The federal Liberals are faced with striking a balance between making the necessary shift to a low-carbon economy while preventing – or at least minimizing – economic disruption and job loss, especially in the West. They have made that calculation before, spending $4.5-billion to buy the Trans Mountain oil pipeline to prevent its expansion from being shelved.
Last year, the government announced the tax credit for CCUS, saying the technology is “an important tool for reducing emissions in high-emitting sectors” that could cut GHGs by 15 megatonnes a year. It would be available for a range of industrial sectors, and include technology such as direct-air capture and “blue” hydrogen, which is derived from natural gas.
It has spent more than six months consulting with various parties on how the benefit should be structured, and what activities should be covered. The final policy is expected to be part of the 2022 budget.
The program is being welcomed in the energy sector, where the capital investment for CCUS would run into the tens of billions of dollars. Some industry leaders have called for the credit to include enhanced oil recovery – where CO2 is injected into aging reservoirs to boost oil production. That’s a bridge too far. The credit is not intended for that, said Adrienne Vaupshas, spokeswoman for Ms. Freeland.
The oil sands is where it could have the biggest impact. In 2021, Suncor Energy Inc., Cenovus Energy Inc. and the other major oil sands producers announced that they had agreed to pool their efforts to get to net zero by 2050. There is skepticism among environmentalists over the initiative, which will require a series of large and small technological solutions.
As of today, the ability to capture and sequester carbon on a massive scale is crucial to their plan. Oil sands production and processing make up the largest share of oil and gas emissions, so getting that under control would have a meaningful impact.
So why prevent a possible solution for shifting the industry into the energy transition? Not applying the tax credit would limit options where they are needed most.
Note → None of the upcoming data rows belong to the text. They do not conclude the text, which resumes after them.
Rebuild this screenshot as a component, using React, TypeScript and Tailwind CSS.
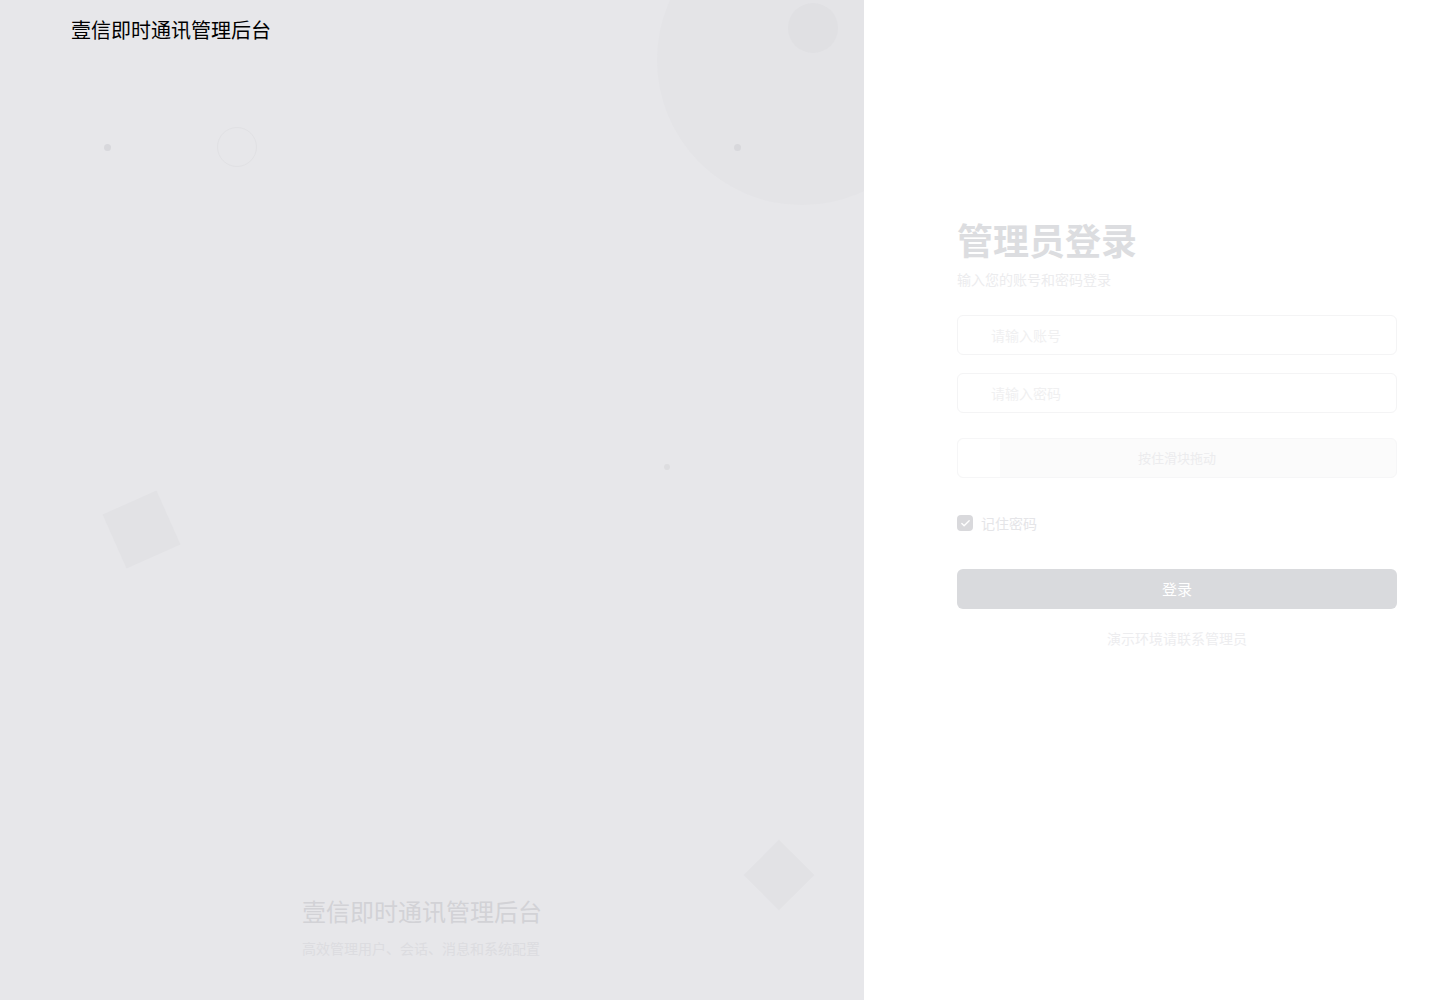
import { Check } from 'lucide-react';

const font = { fontFamily: '"Noto Sans CJK SC", "Noto Sans", sans-serif' };

function Decorations() {
  return (
    <>
      <div className="absolute left-[657px] top-[-85px] h-[290px] w-[290px] rounded-full bg-[#e4e4e7]" />
      <div className="absolute left-[788px] top-[3px] h-[50px] w-[50px] rounded-full bg-[#e0e0e3]" />
      <div className="absolute left-[104px] top-[144px] h-[7px] w-[7px] rounded-full bg-[#d8d8dc]" />
      <div className="absolute left-[734px] top-[144px] h-[7px] w-[7px] rounded-full bg-[#d8d8dc]" />
      <div className="absolute left-[664px] top-[464px] h-[6px] w-[6px] rounded-full bg-[#dddde0]" />
      <div className="absolute left-[217px] top-[127px] h-[40px] w-[40px] rounded-full border border-[#e1e1e4]" />
      <div className="absolute left-[112px] top-[500px] h-[59px] w-[59px] -rotate-[24deg] bg-[#e2e2e5]" />
      <div className="absolute left-[754px] top-[850px] h-[50px] w-[50px] rotate-45 bg-[#e2e2e5]" />
    </>
  );
}

export default function App() {
  return (
    <div className="flex h-[1000px] w-[1440px] overflow-hidden" style={font}>
      <div className="relative flex w-[864px] flex-col overflow-hidden bg-[#e7e7ea]">
        <Decorations />
        <div className="relative pl-[71px] pt-[17px] text-[20px] leading-[26px] text-black">
          壹信即时通讯管理后台
        </div>
        <div className="relative mt-auto mb-[42px] pl-[302px]">
          <div className="text-[24px] leading-[32px] text-[#d2d2d6]">壹信即时通讯管理后台</div>
          <div className="mt-[11px] text-[14px] leading-[20px] text-[#dcdce0]">
            高效管理用户、会话、消息和系统配置
          </div>
        </div>
      </div>
      <div className="flex flex-1 flex-col bg-white pl-[93px] pt-[215px]">
        <div className="w-[440px]">
          <h1 className="text-[36px] font-bold leading-[48px] text-[#dcdde0]">管理员登录</h1>
          <p className="mt-[6px] text-[14px] leading-[20px] text-[#ececee]">输入您的账号和密码登录</p>
          <div className="mt-[26px] flex h-[40px] items-center rounded-[6px] border border-[#f4f4f5] pl-[33px] text-[14px] text-[#f0f0f1]">
            请输入账号
          </div>
          <div className="mt-[18px] flex h-[40px] items-center rounded-[6px] border border-[#f4f4f5] pl-[33px] text-[14px] text-[#f0f0f1]">
            请输入密码
          </div>
          <div className="relative mt-[25px] flex h-[40px] items-center justify-center rounded-[6px] border border-[#f6f6f7] bg-[#fbfbfb] text-[13px] text-[#ececee]">
            <div className="absolute left-0 top-0 h-full w-[42px] rounded-l-[6px] bg-white" />
            <span className="relative">按住滑块拖动</span>
          </div>
          <label className="mt-[35px] flex items-center gap-[8px]">
            <span className="flex h-[16px] w-[16px] items-center justify-center rounded-[4px] bg-[#d9d9dc]">
              <Check size={11} strokeWidth={3} className="text-white" />
            </span>
            <span className="text-[14px] leading-[20px] text-[#e5e5e8]">记住密码</span>
          </label>
          <button className="mt-[36px] h-[40px] w-full rounded-[6px] bg-[#d9dadd] text-[15px] text-white">
            登录
          </button>
          <div className="mt-[19px] text-center text-[14px] leading-[20px] text-[#ededef]">
            演示环境请联系管理员
          </div>
        </div>
      </div>
    </div>
  );
}
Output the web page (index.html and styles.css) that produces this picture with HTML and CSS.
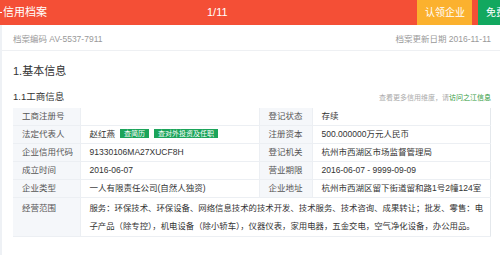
FILE: index.html
```html
<!DOCTYPE html>
<html>
<head>
    <meta charset="utf-8">
    <title>信用档案</title>
<link rel="stylesheet" href="styles.css">
</head>

<body>
    <header class="topbar">
        <span class="back"></span>
        <h1 class="title">信用档案</h1>
        <span class="pager">1/11</span>
        <a class="btn btn-claim" href="#">认领企业</a>
        <a class="btn btn-free" href="#">免费咨询</a>
    </header>

    <div class="panel">
        <div class="meta">
            <span>档案编码 AV-5537-7911</span>
            <span>档案更新日期 2016-11-11</span>
        </div>

        <h2 class="sect-title">1.基本信息</h2>

        <div class="subhead">
            <h3>1.1工商信息</h3>
            <p class="more">查看更多信用维度，请<a href="#">访问之江信息</a></p>
        </div>

        <table class="info">
            <colgroup>
                <col class="c-label">
                <col class="c-value">
                <col class="c-label2">
                <col>
            </colgroup>
            <tr>
                <th>工商注册号</th>
                <td></td>
                <th>登记状态</th>
                <td>存续</td>
            </tr>
            <tr>
                <th>法定代表人</th>
                <td>赵红燕<span class="tag">查简历</span><span class="tag">查对外投资及任职</span></td>
                <th>注册资本</th>
                <td>500.000000万元人民币</td>
            </tr>
            <tr>
                <th>企业信用代码</th>
                <td>91330106MA27XUCF8H</td>
                <th>登记机关</th>
                <td>杭州市西湖区市场监督管理局</td>
            </tr>
            <tr>
                <th>成立时间</th>
                <td>2016-06-07</td>
                <th>营业期限</th>
                <td>2016-06-07 - 9999-09-09</td>
            </tr>
            <tr>
                <th>企业类型</th>
                <td>一人有限责任公司(自然人独资)</td>
                <th>企业地址</th>
                <td>杭州市西湖区留下街道留和路1号2幢124室</td>
            </tr>
            <tr>
                <th>经营范围</th>
                <td colspan="3" class="scope">服务：环保技术、环保设备、网络信息技术的技术开发、技术服务、技术咨询、成果转让；批发、零售：电子产品（除专控），机电设备（除小轿车），仪器仪表，家用电器，五金交电，空气净化设备，办公用品。</td>
            </tr>
        </table>
    </div>
</body>
</html>
```

FILE: styles.css
```css
html, body {
    margin: 0;
    padding: 0;
}

body {
    width: 500px;
    height: 255px;
    overflow: hidden;
    background: #eef1f5;
    font-family: "Liberation Sans", "Noto Sans CJK SC", sans-serif;
    color: #333;
}

/* top bar */
.topbar {
    display: flex;
    align-items: stretch;
    height: 25px;
    background: #f44f36;
    color: #fff;
    overflow: hidden;
}

.topbar > * {
    flex-shrink: 0;
}

.back {
    width: 2px;
    height: 1px;
    margin-top: 12px;
    background: #fff;
}

.title {
    width: 204px;
    margin: 0;
    padding-left: 1px;
    font-size: 11px;
    font-weight: normal;
    line-height: 25px;
}

.pager {
    width: 210px;
    font-size: 11px;
    line-height: 25px;
}

.btn {
    display: block;
    padding: 0 9px 0 8px;
    font-size: 10px;
    line-height: 25px;
    color: #fff;
    text-decoration: none;
    white-space: nowrap;
}

.btn-claim {
    width: 38px;
    background: #fbb12e;
}

.btn-free {
    margin-left: 6px;
    background: #12a85f;
}

/* content */
.panel {
    margin-left: 2px;
    height: 230px;
    padding: 0 9px 0 11px;
    background: #fff;
}

.meta {
    display: flex;
    justify-content: space-between;
    margin: 0 -9px 0 -11px;
    padding: 3px 9px 0 11px;
    line-height: 22px;
    font-size: 8.5px;
    color: #999;
    border-bottom: 1px solid #eef0f3;
}

.sect-title {
    margin: 12px 0 0;
    font-size: 11px;
    font-weight: normal;
    line-height: 16px;
}

.subhead {
    display: flex;
    justify-content: space-between;
    align-items: center;
    margin-top: 9px;
    height: 16px;
}

.subhead h3 {
    margin: 0;
    font-size: 9.5px;
    font-weight: normal;
}

.more {
    margin: 2px 0 0;
    font-size: 7px;
    color: #aaa;
}

.more a {
    color: #2f9a3c;
    text-decoration: none;
}

.info {
    width: 100%;
    margin-top: 4px;
    border-collapse: collapse;
    table-layout: fixed;
    font-size: 8.5px;
}

.c-label {
    width: 67px;
}

.c-value {
    width: 179px;
}

.c-label2 {
    width: 53px;
}

.info th, .info td {
    height: 17px;
    padding: 0 0 0 9px;
    line-height: 17px;
    border: 1px solid #eceff3;
    text-align: left;
    font-weight: normal;
    white-space: nowrap;
}

.info th {
    background: #f5f7fa;
    color: #555;
}

.info th:first-child {
    border-left: none;
}

.info tr:first-child th, .info tr:first-child td {
    border-top: none;
}

.info td:last-child {
    border-right-color: #e4e8ec;
}

.info .scope {
    white-space: normal;
    padding: 1px 0 1px 9px;
    font-size: 8.4px;
    line-height: 18px;
    vertical-align: top;
}

.info tr:last-child th {
    vertical-align: top;
    padding-top: 1px;
    line-height: 18px;
}

.tag {
    display: inline-block;
    margin-left: 5px;
    padding: 0 4px;
    font-size: 7px;
    line-height: 9px;
    color: #fff;
    background: #1ba45a;
    vertical-align: 1px;
}
```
The fact is that CCUS, either by burying carbon or using it to make products, still needs to be proven at scale, both technologically and economically. There will have to be a high enough carbon price to justify the capital investment. That’s why tax relief can be an incentive, and why it helps reduce the risks without throwing major taxpayer dollars at the problem.
The scientists are correct that Canada needs to kick its addiction to fossil fuels to meet its net-zero commitment, but the transition is a nearly three-decade proposition. Carbon capture could come in handy until cleaner alternatives are readily available to everyone.